Wednesday, January 25, 2012

Salvation?

         
          Working to create collective words and images...an image for a reponse from a reader of my last post, Torn Black Madonna.   An excerpt from Katie Canepa:      
          "We have a little bit of royalty peeking out at odd moments. Imagine: a little girl in a stained teal sweatsuit, the squeekiest kitchen table you could conjure, and a microwave dinner. This was all served up with her grandmother's china and stemware (filled with powdered milk) while her family was away. The splendor that so captivated Mother gives hope for salvation?" 
          How's this for royalty on the mix of things? Isis takes shape for my last show at Orr St. Studios, as Torn Black Madonna looks on. 

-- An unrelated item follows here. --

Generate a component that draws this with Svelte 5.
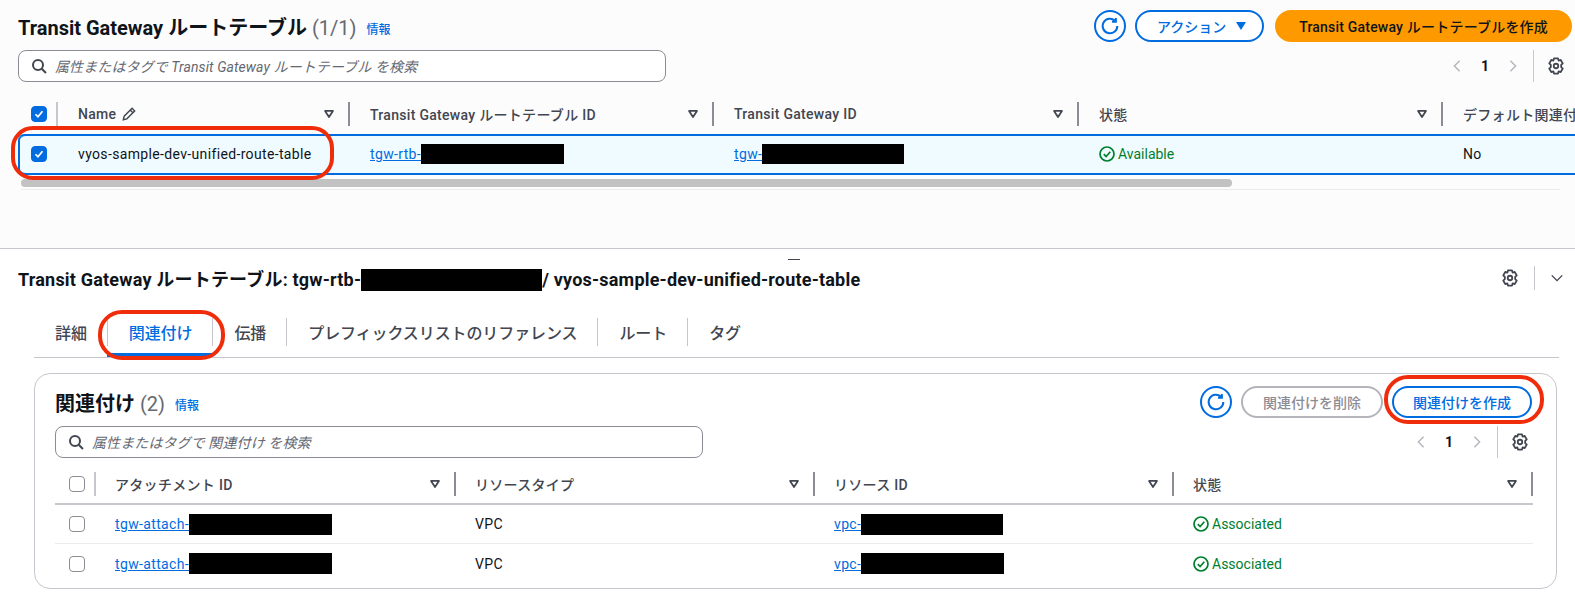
<script>
	const topCols = [
		{ label: 'Transit Gateway ルートテーブル ID' },
		{ label: 'Transit Gateway ID' },
		{ label: '状態' }
	];
	const attachments = [
		{ redact: 143, vpc: 142 },
		{ redact: 143, vpc: 143 }
	];
	const tabs = ['詳細', '関連付け', '伝播', 'プレフィックスリストのリファレンス', 'ルート', 'タグ'];
</script>

{#snippet caret()}
	<svg class="caret" viewBox="0 0 16 16"><path d="M3.5 4.5h9L8 11.5z" /></svg>
{/snippet}
{#snippet gear()}
	<svg class="gear" viewBox="0 0 16 16">
		<path d="M6.2 1.2h3.6l.5 2 1.9-.6 1.8 3.1-1.4 1.4v1.8l1.4 1.4-1.8 3.1-1.9-.6-.5 2H6.2l-.5-2-1.9.6L2 10.3l1.4-1.4V7.1L2 5.7l1.8-3.1 1.9.6z" />
		<circle cx="8" cy="8" r="2" />
	</svg>
{/snippet}
{#snippet refresh()}
	<button class="round">
		<svg viewBox="0 0 16 16"><path d="M14.5 8a6.5 6.5 0 1 1-2.2-4.9M13.2.8v3.4H9.8" /></svg>
	</button>
{/snippet}
{#snippet searchIcon()}
	<svg class="search-icon" viewBox="0 0 16 16"><circle cx="7" cy="7" r="5" /><path d="M10.7 10.7 15 15" /></svg>
{/snippet}
{#snippet pager()}
	<div class="pager">
		<svg class="chev" viewBox="0 0 16 16"><path d="M11 2 5 8l6 6" /></svg>
		<span class="page-no">1</span>
		<svg class="chev" viewBox="0 0 16 16"><path d="m5 2 6 6-6 6" /></svg>
		<span class="pager-sep"></span>
		{@render gear()}
	</div>
{/snippet}
{#snippet ok(text)}
	<span class="status">
		<svg viewBox="0 0 16 16"><circle cx="8" cy="8" r="7" /><path d="m4.8 8.2 2.3 2.3 4.2-4.8" /></svg>{text}
	</span>
{/snippet}
{#snippet checked()}
	<span class="cb on"><svg viewBox="0 0 16 16"><path d="m4 8.3 2.8 2.9L12 4.8" /></svg></span>
{/snippet}

<div class="page">
	<section class="upper">
		<header class="head">
			<h1>Transit Gateway ルートテーブル <span class="count">(1/1)</span> <a class="info">情報</a></h1>
			<div class="actions">
				{@render refresh()}
				<button class="pill menu">アクション <i class="tri"></i></button>
				<button class="pill primary">Transit Gateway ルートテーブルを作成</button>
			</div>
		</header>

		<div class="toolbar">
			<div class="search wide-top">
				{@render searchIcon()}
				<span>属性またはタグで Transit Gateway ルートテーブル を検索</span>
			</div>
			{@render pager()}
		</div>

		<div class="grid top-grid thead">
			<div class="th cb-cell">{@render checked()}</div>
			<div class="th"><span>Name <svg class="pencil" viewBox="0 0 16 16"><path d="m11.5 1.5 3 3L5.5 13.5 1.5 14.5l1-4zM9.5 3.5l3 3" /></svg></span>{@render caret()}</div>
			{#each topCols as col}
				<div class="th"><span>{col.label}</span>{@render caret()}</div>
			{/each}
			<div class="th last"><span>デフォルト関連付け</span></div>
		</div>
		<div class="grid top-grid selected">
			<div class="td cb-cell">{@render checked()}</div>
			<div class="td">vyos-sample-dev-unified-route-table</div>
			<div class="td"><a class="link">tgw-rtb-</a><i class="mask m-rtb"></i></div>
			<div class="td"><a class="link">tgw-</a><i class="mask m-tgw"></i></div>
			<div class="td">{@render ok('Available')}</div>
			<div class="td">No</div>
		</div>
		<div class="scroll"><div class="thumb"></div></div>
	</section>

	<section class="lower">
		<i class="handle"></i>
		<div class="detail-head">
			<h2>Transit Gateway ルートテーブル: tgw-rtb-<i class="mask m-title"></i>/ vyos-sample-dev-unified-route-table</h2>
			<div class="detail-tools">
				{@render gear()}
				<span class="pager-sep"></span>
				<svg class="chev dark" viewBox="0 0 16 16"><path d="m2 5 6 6 6-6" /></svg>
			</div>
		</div>

		<nav class="tabs">
			{#each tabs as tab, i}
				<div class="tab" class:active={i === 1}><span>{tab}</span></div>
			{/each}
		</nav>

		<div class="card">
			<div class="card-head">
				<h3>関連付け <span class="count">(2)</span> <a class="info">情報</a></h3>
				<div class="actions small-gap">
					{@render refresh()}
					<button class="pill disabled">関連付けを削除</button>
					<button class="pill create">関連付けを作成</button>
				</div>
			</div>
			<div class="toolbar inner">
				<div class="search">
					{@render searchIcon()}
					<span>属性またはタグで 関連付け を検索</span>
				</div>
				{@render pager()}
			</div>

			<div class="grid card-grid thead">
				<div class="th cb-cell"><span class="cb"></span></div>
				<div class="th"><span>アタッチメント ID</span>{@render caret()}</div>
				<div class="th"><span>リソースタイプ</span>{@render caret()}</div>
				<div class="th"><span>リソース ID</span>{@render caret()}</div>
				<div class="th"><span>状態</span>{@render caret()}</div>
			</div>
			{#each attachments as row}
				<div class="grid card-grid trow">
					<div class="td cb-cell"><span class="cb"></span></div>
					<div class="td"><a class="link">tgw-attach-</a><i class="mask" style="width: {row.redact}px"></i></div>
					<div class="td">VPC</div>
					<div class="td"><a class="link">vpc-</a><i class="mask" style="width: {row.vpc}px"></i></div>
					<div class="td">{@render ok('Associated')}</div>
				</div>
			{/each}
		</div>
	</section>

	<!-- hand drawn highlights on top of the screenshot -->
	<i class="mark mark-row"></i>
	<i class="mark mark-tab"></i>
	<i class="mark mark-btn"></i>
</div>

<style>
	:global(body) {
		margin: 0;
		background: #fff;
	}
	.page {
		position: relative;
		width: 1575px;
		height: 601px;
		overflow: hidden;
		font-family: Roboto, "Noto Sans CJK JP", sans-serif;
		font-size: 14px;
		color: #0f141a;
	}
	h1, h2, h3 {
		margin: 0;
		font-weight: 700;
	}
	a.info {
		font-size: 12px;
		font-weight: 500;
		color: #006ce0;
		margin-left: 5px;
		vertical-align: 1px;
	}
	.count {
		font-weight: 400;
		color: #656871;
	}

	/* upper pane */
	.upper {
		height: 249px;
		box-sizing: border-box;
		padding-top: 10px;
		background: #fcfcfc;
		border-bottom: 1px solid #c6c6cd;
	}
	.head {
		display: flex;
		align-items: center;
		justify-content: space-between;
		height: 32px;
		padding: 0 3px 0 18px;
	}
	h1 {
		font-size: 20px;
	}
	.actions {
		display: flex;
		align-items: center;
		gap: 9px;
	}
	.small-gap {
		gap: 9px;
	}
	.round {
		width: 32px;
		height: 32px;
		padding: 0;
		display: flex;
		align-items: center;
		justify-content: center;
		border: 2px solid #006ce0;
		border-radius: 50%;
		background: #fff;
	}
	.round svg {
		width: 18px;
		height: 18px;
		fill: none;
		stroke: #006ce0;
		stroke-width: 1.8;
	}
	.pill {
		height: 32px;
		box-sizing: border-box;
		padding: 0 19px;
		display: flex;
		align-items: center;
		gap: 10px;
		font: 500 14px Roboto, "Noto Sans CJK JP", sans-serif;
		color: #006ce0;
		border: 2px solid #006ce0;
		border-radius: 16px;
		background: #fff;
		white-space: nowrap;
	}
	.menu {
		padding: 0 16px 0 20px;
	}
	.tri {
		width: 0;
		height: 0;
		border: 5px solid transparent;
		border-top: 8px solid #006ce0;
		border-bottom: 0;
	}
	.primary {
		margin-left: 2px;
		padding: 0 22px;
		letter-spacing: .2px;
		background: #ff9900;
		border-color: #ff9900;
		color: #0f141a;
	}
	.disabled {
		padding: 0 20px;
		border-color: #b4b4bb;
		color: #8c8c94;
	}

	.toolbar {
		display: flex;
		align-items: center;
		justify-content: space-between;
		height: 32px;
		margin-top: 8px;
		padding: 0 10px 0 18px;
	}
	.search {
		display: flex;
		align-items: center;
		gap: 8px;
		width: 648px;
		height: 32px;
		box-sizing: border-box;
		padding-left: 12px;
		border: 1px solid #8c8c94;
		border-radius: 8px;
		background: #fff;
		font-style: italic;
		letter-spacing: .1px;
		color: #656871;
	}
	.search-icon {
		width: 16px;
		height: 16px;
		fill: none;
		stroke: #424650;
		stroke-width: 2;
	}
	.pager {
		display: flex;
		align-items: center;
		height: 32px;
	}
	.chev {
		width: 14px;
		height: 14px;
		fill: none;
		stroke: #b4b4bb;
		stroke-width: 1.6;
	}
	.chev.dark {
		stroke: #424650;
	}
	.page-no {
		width: 42px;
		text-align: center;
		font-weight: 700;
	}
	.pager-sep {
		width: 1px;
		height: 32px;
		margin: 0 13px 0 13px;
		background: #c6c6cd;
	}
	.gear {
		width: 18px;
		height: 18px;
		fill: none;
		stroke: #424650;
		stroke-width: 1.6;
		stroke-linejoin: round;
	}

	/* tables */
	.grid {
		display: grid;
		align-items: center;
	}
	.top-grid {
		grid-template-columns: 40px 292px 364px 365px 364px 220px;
		margin-left: 18px;
		width: 1557px;
	}
	.card-grid {
		grid-template-columns: 41px 360px 359px 359px 359px;
	}
	.thead {
		color: #424650;
		font-weight: 500;
	}
	.upper .thead {
		margin-top: 18px;
		height: 34px;
		box-sizing: border-box;
		align-items: start;
		padding-top: 2px;
	}
	.th {
		display: flex;
		align-items: center;
		justify-content: space-between;
		height: 24px;
		box-sizing: border-box;
		padding: 0 12px 0 20px;
		border-right: 2px solid #8c8c94;
		letter-spacing: .3px;
		white-space: nowrap;
	}
	.th.last {
		border-right: 0;
	}
	.th.cb-cell {
		padding: 0 0 0 13px;
		border-right: 2px solid #c6c6cd;
	}
	.caret {
		width: 14px;
		height: 14px;
		fill: none;
		stroke: #424650;
		stroke-width: 2;
		stroke-linejoin: round;
	}
	.pencil {
		width: 14px;
		height: 14px;
		margin-left: 2px;
		vertical-align: -2px;
		fill: none;
		stroke: #424650;
		stroke-width: 1.6;
	}
	.cb {
		display: flex;
		width: 16px;
		height: 16px;
		box-sizing: border-box;
		border: 1px solid #8c8c94;
		border-radius: 4px;
		background: #fff;
	}
	.cb.on {
		background: #006ce0;
		border-color: #006ce0;
	}
	.cb svg {
		width: 14px;
		height: 14px;
		fill: none;
		stroke: #fff;
		stroke-width: 2;
	}
	.td {
		display: flex;
		align-items: center;
		padding-left: 20px;
		letter-spacing: .35px;
		white-space: nowrap;
	}
	.td.cb-cell {
		padding-left: 13px;
	}
	.selected {
		height: 41px;
		box-sizing: border-box;
		padding-bottom: 1px;
		border-top: 2px solid #006ce0;
		border-bottom: 2px solid #006ce0;
		background: #f0fbff;
		border-top-left-radius: 6px;
		border-bottom-left-radius: 6px;
		box-shadow: inset 2px 0 0 #006ce0;
	}
	.link {
		color: #006ce0;
		text-decoration: underline;
	}
	.mask {
		display: inline-block;
		width: 141px;
		height: 21px;
		background: #000;
		flex: none;
	}
	.m-rtb {
		width: 143px;
		height: 20px;
	}
	.m-tgw {
		width: 142px;
		height: 20px;
	}
	.m-title {
		width: 181px;
		height: 22px;
		vertical-align: -5px;
	}
	.status {
		display: flex;
		align-items: center;
		gap: 3px;
		letter-spacing: 0;
		color: #00802f;
	}
	.status svg {
		width: 16px;
		height: 16px;
		fill: none;
		stroke: #00802f;
		stroke-width: 1.7;
	}
	.scroll {
		margin: 4px 0 0 21px;
		width: 1539px;
		padding-bottom: 2px;
		border-bottom: 1px solid #e9ebed;
	}
	.thumb {
		width: 1211px;
		height: 8px;
		border-radius: 4px;
		background: #c2c2c2;
	}

	/* lower pane */
	.lower {
		position: relative;
		height: 351px;
	}
	.handle {
		position: absolute;
		left: 788px;
		top: 10px;
		width: 12px;
		height: 1px;
		background: #424650;
	}
	.detail-head {
		display: flex;
		align-items: center;
		justify-content: space-between;
		height: 24px;
		padding: 17px 11px 0 18px;
	}
	h2 {
		font-size: 18px;
		letter-spacing: .2px;
		white-space: nowrap;
	}
	.detail-tools {
		display: flex;
		align-items: center;
	}
	.detail-tools .pager-sep {
		height: 24px;
		margin: 0 15px;
	}
	.tabs {
		display: flex;
		align-items: flex-end;
		height: 49px;
		margin: 18px 16px 0 34px;
		border-bottom: 1px solid #c6c6cd;
	}
	.tab {
		display: flex;
		align-items: center;
		height: 44px;
		padding-bottom: 7px;
		box-sizing: border-box;
		font-size: 16px;
		font-weight: 500;
		letter-spacing: -.1px;
		color: #424650;
	}
	.tab span {
		display: flex;
		align-items: center;
		height: 28px;
		padding: 0 20px 0 21px;
		border-left: 1px solid #c6c6cd;
	}
	.tab:first-child span {
		border-left: 0;
	}
	.tab.active {
		color: #006ce0;
		border-bottom: 4px solid #006ce0;
		padding-bottom: 3px;
	}
	.tab.active span {
		border-right: 1px solid #c6c6cd;
	}
	.tab.active + .tab span {
		border-left: 0;
	}
	.card {
		margin: 15px 18px 0 34px;
		height: 216px;
		box-sizing: border-box;
		padding: 12px 0 0 20px;
		border: 1px solid #c6c6cd;
		border-radius: 16px;
	}
	.card-head {
		display: flex;
		align-items: center;
		justify-content: space-between;
		height: 32px;
		padding-right: 24px;
	}
	h3 {
		font-size: 20px;
	}
	.toolbar.inner {
		padding: 0 27px 0 0;
	}
	.card .thead {
		height: 40px;
		margin-top: 7px;
		border-bottom: 2px solid #c6c6cd;
		width: 1478px;
		box-sizing: border-box;
	}
	.card .th {
		padding-left: 19px;
	}
	.card .th.cb-cell {
		padding-left: 14px;
	}
	.trow {
		height: 39px;
		width: 1478px;
		border-bottom: 1px solid #e9ebed;
		box-sizing: border-box;
	}
	.trow .td {
		padding-left: 19px;
	}
	.trow .td.cb-cell {
		padding-left: 14px;
	}
	.trow:last-child {
		border-bottom: 0;
	}

	/* red marks */
	.mark {
		position: absolute;
		box-sizing: border-box;
		border: 4px solid #f02d0a;
		pointer-events: none;
	}
	.mark-row {
		left: 11px;
		top: 126px;
		width: 323px;
		height: 54px;
		border-radius: 22px;
	}
	.mark-tab {
		left: 98px;
		top: 310px;
		width: 127px;
		height: 50px;
		border-radius: 24px;
	}
	.mark-btn {
		left: 1384px;
		top: 375px;
		width: 160px;
		height: 49px;
		border-radius: 24px;
	}
</style>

Being transcends time.  That is salvation for Elisabeth in the following excerpt  from The Daimon:  
       
         Daddy died on Halloween, a dark rainy day, Elisabeth’s first year away from home.  She had just turned eighteen.  Claiming her freedom, Elisabeth had chosen not to go home for her birthday weekend, two weeks prior, even though a college mate had offered her a ride.  She didn’t cry when she got the phone call notifying her of Daddy’s passing.  In fact, Elisabeth would not remember much except emptiness enveloping her body.  Numbed, her arm floated toward the wall receptacle to hang up the phone.  
         Elisabeth went through the motions of that transfixed day as if she were watching another father’s daughter mouth, over and over again, the words, “He’s dead!”
         Her ride home from the foothills of the Rocky Mountains, to the prairie of eastern Colorado, was a four hour entrancement of watching farms and fields go by.  Elisabeth’s body took on an amorphous presence amidst the patterns of corn rows and furrowed fields.  
         “There he is..."
         "Daddy!” Elisabeth called to a young man who kept on working. 
         She had heard stories of Daddy migrating through the West before he married Momma.  Elisabeth felt herself sidling alongside him, hoeing with migrant workers.  Their heads dropped in silence, under wide-brimmed hats, shading the back-bending efforts of soil breaking. 
         Like her grandmother who had drifted through the view from her nursing home window, tapped by The Daimon, Elisabeth entered a place where being transcended time.  Looking in on little Elisabeth, sitting on Momma’s lap, she pondered eternal space, marked by telephone poles disappearing into the horizon. As the family trundled down the dirt road, coming home from church on Sunday morning, blankness blanketed her mind.